Даже взмах ее ресниц не выдает неодобрения. Она знает Дэвида, встречалась с ним несколько раз, когда мне удавалось уговорить его сопровождать меня на вечеринки, устраиваемые нашим колледжем.
– Откуда ты знаешь ее? – спрашиваю я, потрясенная как встречей с ней, так и тем, что она знает его по имени.
– Ей нравится моя стряпня.
– Я никогда не встречала ее у твоего киоска.
– Она заглядывает по утрам, покупает завтрак.
Мы возвращаемся к его дому в молчаливой отстраненности. Под нашими ногами хрустит заиндевелая листва. Сладковатый прелый запах осени уже схвачен морозцем. Я останавливаюсь и завязываю один из шнурков на кроссовке, потом подправляю другой, чтобы они выглядели одинаково. В детстве я настаивала, чтобы мама перевязывала мне оба, даже если развязался только один. Мне нравилась симметрия, полный порядок.
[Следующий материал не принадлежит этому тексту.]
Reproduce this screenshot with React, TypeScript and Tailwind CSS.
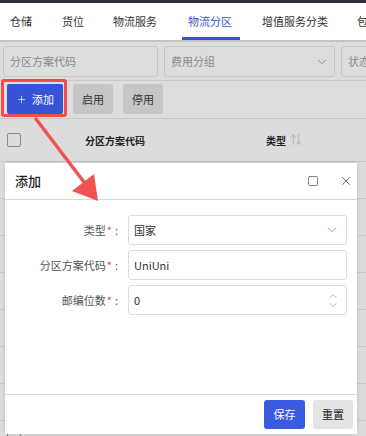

Встреча с заведующей Уиттиер пробудила во мне чувство какого-то внутреннего беспорядка, я вдруг почувствовала себя подростком, захваченным врасплох начальником. Когда мне было шестнадцать, мы с моей лучшей подругой украдкой пробрались в помещение, где находился часовой механизм, управляющий всеми школьными часами. Моя подруга посмотрела на меня. Я посмотрела на нее. И не успела я сказать «не надо», как она перевела стрелки вперед, чтобы прозвучал звонок с урока. Когда мы вышли из этой каморки, меня схватил директор. А подруга моя успела сбежать. В наказание меня целый месяц оставляли в школе после уроков. Я вечно попадалась, пытаясь свернуть с пути истинного.